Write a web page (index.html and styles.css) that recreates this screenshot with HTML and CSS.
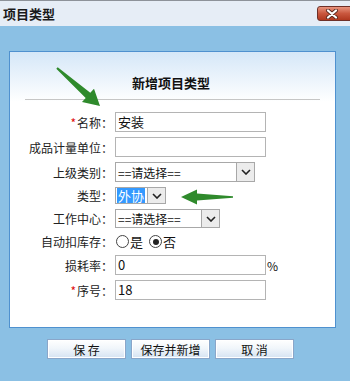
FILE: index.html
```html
<!DOCTYPE html>
<html lang="zh-CN">
<head>
  <meta charset="UTF-8" />
  <title>项目类型</title>
  <link rel="stylesheet" href="styles.css">
</head>
<body>
  <div class="titlebar">
    <span class="title">项目类型</span>
    <span class="close-btn">
      <svg width="14" height="10" viewBox="0 0 14 10">
        <path d="M3 1.5 L11 8.5 M11 1.5 L3 8.5" stroke="#5a2a22" stroke-width="4" stroke-linecap="round"/>
        <path d="M3 1.5 L11 8.5 M11 1.5 L3 8.5" stroke="#ffffff" stroke-width="2.2" stroke-linecap="round"/>
      </svg>
    </span>
  </div>

  <div class="panel">
    <h2>新增项目类型</h2>
    <div class="rule"></div>

    <div class="form">
      <div class="row h20">
        <label class="lbl"><span class="req">*</span>名称：</label>
        <span class="input">安装</span>
      </div>
      <div class="row h20">
        <label class="lbl">成品计量单位：</label>
        <span class="input"></span>
      </div>
      <div class="row h20">
        <label class="lbl">上级类别：</label>
        <span class="select w140"><span class="sel-text">==请选择==</span><span class="sel-btn"><svg width="10" height="6" viewBox="0 0 10 6"><path d="M1 1 L5 5 L9 1" fill="none" stroke="#222" stroke-width="1.6"/></svg></span></span>
      </div>
      <div class="row h17">
        <label class="lbl">类型：</label>
        <span class="select w51"><span class="sel-text picked">外协</span><span class="sel-btn"><svg width="10" height="6" viewBox="0 0 10 6"><path d="M1 1 L5 5 L9 1" fill="none" stroke="#222" stroke-width="1.6"/></svg></span></span>
      </div>
      <div class="row h19">
        <label class="lbl">工作中心：</label>
        <span class="select w105"><span class="sel-text">==请选择==</span><span class="sel-btn"><svg width="10" height="6" viewBox="0 0 10 6"><path d="M1 1 L5 5 L9 1" fill="none" stroke="#222" stroke-width="1.6"/></svg></span></span>
      </div>
      <div class="row h17">
        <label class="lbl">自动扣库存：</label>
        <span class="radios">
          <span class="radio"></span><span class="opt">是</span>
          <span class="radio on"></span><span class="opt">否</span>
        </span>
      </div>
      <div class="row h20">
        <label class="lbl">损耗率：</label>
        <span class="input">0</span><span class="unit">%</span>
      </div>
      <div class="row h20">
        <label class="lbl"><span class="req">*</span>序号：</label>
        <span class="input">18</span>
      </div>
    </div>
  </div>

  <div class="buttons">
    <button type="button">保 存</button>
    <button type="button">保存并新增</button>
    <button type="button">取 消</button>
  </div>

  <svg class="arrows" width="350" height="381" viewBox="0 0 350 381">
    <polygon fill="#2f8a2c" points="57.7,67.3 90.3,92.8 94,88.7 100,106 82,102.1 85.7,98 56.3,68.7"/>
    <polygon fill="#2f8a2c" points="181,197 197,189.5 197,193.5 233,196.3 233,197.7 197,200.5 197,204.5"/>
  </svg>
</body>
</html>
```

FILE: styles.css
```css
body {
  margin: 0;
  background-color: #8bc0e4;
  font-family: "Noto Sans CJK SC", "Liberation Sans", sans-serif;
  font-size: 12px;
  color: #111;
  position: relative;
}
.titlebar {
  height: 25px;
  border-top: 1px solid #8d9299;
  background-color: #e6edf6;
  display: flex;
  align-items: center;
  justify-content: space-between;
}
.title {
  font-weight: bold;
  font-size: 13px;
  margin-left: 3px;
  color: #1a1a1a;
}
.close-btn {
  width: 30px;
  height: 13px;
  margin-right: -6px;
  border: 1px solid #6e3028;
  border-radius: 3px;
  background: linear-gradient(#e8947e, #c9573e 50%, #b0381f);
  display: flex;
  align-items: center;
  padding-left: 7px;
  box-sizing: content-box;
}
.panel {
  margin: 25px 0 0 9px;
  width: 327px;
  height: 277px;
  box-sizing: border-box;
  border: 1px solid #4f91cf;
  background: linear-gradient(#d5e7f8, #ffffff 50px);
  padding-top: 23px;
}
h2 {
  margin: 0;
  font-size: 13px;
  line-height: 16px;
  text-align: center;
  font-weight: bold;
  color: #111;
  padding-right: 3px;
}
.rule {
  margin: 8px 15px 0 15px;
  border-top: 1px solid #c6c6c6;
}
.form {
  margin-top: 12px;
  display: flex;
  flex-direction: column;
  gap: 5px;
}
.row {
  display: flex;
  align-items: center;
}
.h20 { height: 20px; }
.h19 { height: 19px; }
.h17 { height: 17px; }
.lbl {
  width: 103px;
  text-align: right;
  margin-right: 2px;
  white-space: nowrap;
  color: #222;
}
.req {
  color: #e01010;
  margin-right: 1px;
}
.input {
  width: 151px;
  height: 20px;
  box-sizing: border-box;
  border: 1px solid #b4b4b4;
  background: #fff;
  font-size: 13px;
  line-height: 18px;
  padding-left: 2px;
}
.unit {
  margin-left: 1px;
  font-size: 12px;
}
.select {
  height: 100%;
  box-sizing: border-box;
  border: 1px solid #a8a8a8;
  background: #fff;
  display: flex;
  align-items: center;
  justify-content: space-between;
  font-size: 12px;
}
.w140 { width: 140px; }
.w51 { width: 51px; }
.w105 { width: 105px; }
.sel-text {
  padding-left: 2px;
  line-height: 15px;
}
.sel-text.picked {
  background-color: #3399ff;
  color: #fff;
  margin-left: 1px;
  padding: 0 1px;
  font-size: 13px;
}
.sel-btn {
  width: 18px;
  height: 100%;
  box-sizing: border-box;
  border-left: 1px solid #a8a8a8;
  background: #ececec;
  display: flex;
  align-items: center;
  justify-content: center;
}
.radios {
  display: flex;
  align-items: center;
  margin-left: 1px;
}
.radio {
  width: 11px;
  height: 11px;
  border: 1px solid #444;
  border-radius: 50%;
  background: #fff;
  position: relative;
}
.radio.on::after {
  content: "";
  position: absolute;
  left: 2.5px;
  top: 2.5px;
  width: 6px;
  height: 6px;
  border-radius: 50%;
  background: #222;
}
.opt {
  margin: 0 6px 0 1px;
  font-size: 13px;
}
.buttons {
  margin: 11px 0 0 47px;
  display: flex;
  gap: 5px;
}
button {
  width: 79px;
  height: 20px;
  padding: 0;
  border: 1px solid #8aa6c9;
  background: linear-gradient(#ffffff, #f1f6fb 45%, #d5e3f2);
  font-family: "Noto Sans CJK SC", "Liberation Sans", sans-serif;
  font-size: 12px;
  color: #111;
  box-shadow: inset 0 0 0 1px #ffffff;
}
.arrows {
  position: absolute;
  left: 0;
  top: 0;
  pointer-events: none;
}
```
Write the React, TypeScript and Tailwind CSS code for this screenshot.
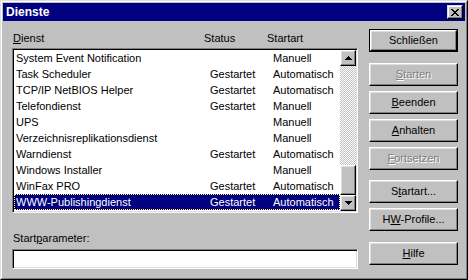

INSTRUCTIONS FOR THE TASK: Quote every record above exactly, omitting any pictures they contain.

REPLY TO THE EXERCISE:
Write a web page (index.html and styles.css) that recreates this screenshot with HTML and CSS.
FILE: index.html
```html
<!DOCTYPE html>
<html lang="zh-CN">
<head>
  <meta charset="UTF-8" />
  <title>项目类型</title>
  <link rel="stylesheet" href="styles.css">
</head>
<body>
  <div class="titlebar">
    <span class="title">项目类型</span>
    <span class="close-btn">
      <svg width="14" height="10" viewBox="0 0 14 10">
        <path d="M3 1.5 L11 8.5 M11 1.5 L3 8.5" stroke="#5a2a22" stroke-width="4" stroke-linecap="round"/>
        <path d="M3 1.5 L11 8.5 M11 1.5 L3 8.5" stroke="#ffffff" stroke-width="2.2" stroke-linecap="round"/>
      </svg>
    </span>
  </div>

  <div class="panel">
    <h2>新增项目类型</h2>
    <div class="rule"></div>

    <div class="form">
      <div class="row h20">
        <label class="lbl"><span class="req">*</span>名称：</label>
        <span class="input">安装</span>
      </div>
      <div class="row h20">
        <label class="lbl">成品计量单位：</label>
        <span class="input"></span>
      </div>
      <div class="row h20">
        <label class="lbl">上级类别：</label>
        <span class="select w140"><span class="sel-text">==请选择==</span><span class="sel-btn"><svg width="10" height="6" viewBox="0 0 10 6"><path d="M1 1 L5 5 L9 1" fill="none" stroke="#222" stroke-width="1.6"/></svg></span></span>
      </div>
      <div class="row h17">
        <label class="lbl">类型：</label>
        <span class="select w51"><span class="sel-text picked">外协</span><span class="sel-btn"><svg width="10" height="6" viewBox="0 0 10 6"><path d="M1 1 L5 5 L9 1" fill="none" stroke="#222" stroke-width="1.6"/></svg></span></span>
      </div>
      <div class="row h19">
        <label class="lbl">工作中心：</label>
        <span class="select w105"><span class="sel-text">==请选择==</span><span class="sel-btn"><svg width="10" height="6" viewBox="0 0 10 6"><path d="M1 1 L5 5 L9 1" fill="none" stroke="#222" stroke-width="1.6"/></svg></span></span>
      </div>
      <div class="row h17">
        <label class="lbl">自动扣库存：</label>
        <span class="radios">
          <span class="radio"></span><span class="opt">是</span>
          <span class="radio on"></span><span class="opt">否</span>
        </span>
      </div>
      <div class="row h20">
        <label class="lbl">损耗率：</label>
        <span class="input">0</span><span class="unit">%</span>
      </div>
      <div class="row h20">
        <label class="lbl"><span class="req">*</span>序号：</label>
        <span class="input">18</span>
      </div>
    </div>
  </div>

  <div class="buttons">
    <button type="button">保 存</button>
    <button type="button">保存并新增</button>
    <button type="button">取 消</button>
  </div>

  <svg class="arrows" width="350" height="381" viewBox="0 0 350 381">
    <polygon fill="#2f8a2c" points="57.7,67.3 90.3,92.8 94,88.7 100,106 82,102.1 85.7,98 56.3,68.7"/>
    <polygon fill="#2f8a2c" points="181,197 197,189.5 197,193.5 233,196.3 233,197.7 197,200.5 197,204.5"/>
  </svg>
</body>
</html>
```

FILE: styles.css
```css
body {
  margin: 0;
  background-color: #8bc0e4;
  font-family: "Noto Sans CJK SC", "Liberation Sans", sans-serif;
  font-size: 12px;
  color: #111;
  position: relative;
}
.titlebar {
  height: 25px;
  border-top: 1px solid #8d9299;
  background-color: #e6edf6;
  display: flex;
  align-items: center;
  justify-content: space-between;
}
.title {
  font-weight: bold;
  font-size: 13px;
  margin-left: 3px;
  color: #1a1a1a;
}
.close-btn {
  width: 30px;
  height: 13px;
  margin-right: -6px;
  border: 1px solid #6e3028;
  border-radius: 3px;
  background: linear-gradient(#e8947e, #c9573e 50%, #b0381f);
  display: flex;
  align-items: center;
  padding-left: 7px;
  box-sizing: content-box;
}
.panel {
  margin: 25px 0 0 9px;
  width: 327px;
  height: 277px;
  box-sizing: border-box;
  border: 1px solid #4f91cf;
  background: linear-gradient(#d5e7f8, #ffffff 50px);
  padding-top: 23px;
}
h2 {
  margin: 0;
  font-size: 13px;
  line-height: 16px;
  text-align: center;
  font-weight: bold;
  color: #111;
  padding-right: 3px;
}
.rule {
  margin: 8px 15px 0 15px;
  border-top: 1px solid #c6c6c6;
}
.form {
  margin-top: 12px;
  display: flex;
  flex-direction: column;
  gap: 5px;
}
.row {
  display: flex;
  align-items: center;
}
.h20 { height: 20px; }
.h19 { height: 19px; }
.h17 { height: 17px; }
.lbl {
  width: 103px;
  text-align: right;
  margin-right: 2px;
  white-space: nowrap;
  color: #222;
}
.req {
  color: #e01010;
  margin-right: 1px;
}
.input {
  width: 151px;
  height: 20px;
  box-sizing: border-box;
  border: 1px solid #b4b4b4;
  background: #fff;
  font-size: 13px;
  line-height: 18px;
  padding-left: 2px;
}
.unit {
  margin-left: 1px;
  font-size: 12px;
}
.select {
  height: 100%;
  box-sizing: border-box;
  border: 1px solid #a8a8a8;
  background: #fff;
  display: flex;
  align-items: center;
  justify-content: space-between;
  font-size: 12px;
}
.w140 { width: 140px; }
.w51 { width: 51px; }
.w105 { width: 105px; }
.sel-text {
  padding-left: 2px;
  line-height: 15px;
}
.sel-text.picked {
  background-color: #3399ff;
  color: #fff;
  margin-left: 1px;
  padding: 0 1px;
  font-size: 13px;
}
.sel-btn {
  width: 18px;
  height: 100%;
  box-sizing: border-box;
  border-left: 1px solid #a8a8a8;
  background: #ececec;
  display: flex;
  align-items: center;
  justify-content: center;
}
.radios {
  display: flex;
  align-items: center;
  margin-left: 1px;
}
.radio {
  width: 11px;
  height: 11px;
  border: 1px solid #444;
  border-radius: 50%;
  background: #fff;
  position: relative;
}
.radio.on::after {
  content: "";
  position: absolute;
  left: 2.5px;
  top: 2.5px;
  width: 6px;
  height: 6px;
  border-radius: 50%;
  background: #222;
}
.opt {
  margin: 0 6px 0 1px;
  font-size: 13px;
}
.buttons {
  margin: 11px 0 0 47px;
  display: flex;
  gap: 5px;
}
button {
  width: 79px;
  height: 20px;
  padding: 0;
  border: 1px solid #8aa6c9;
  background: linear-gradient(#ffffff, #f1f6fb 45%, #d5e3f2);
  font-family: "Noto Sans CJK SC", "Liberation Sans", sans-serif;
  font-size: 12px;
  color: #111;
  box-shadow: inset 0 0 0 1px #ffffff;
}
.arrows {
  position: absolute;
  left: 0;
  top: 0;
  pointer-events: none;
}
```
Write the React, TypeScript and Tailwind CSS code for this screenshot.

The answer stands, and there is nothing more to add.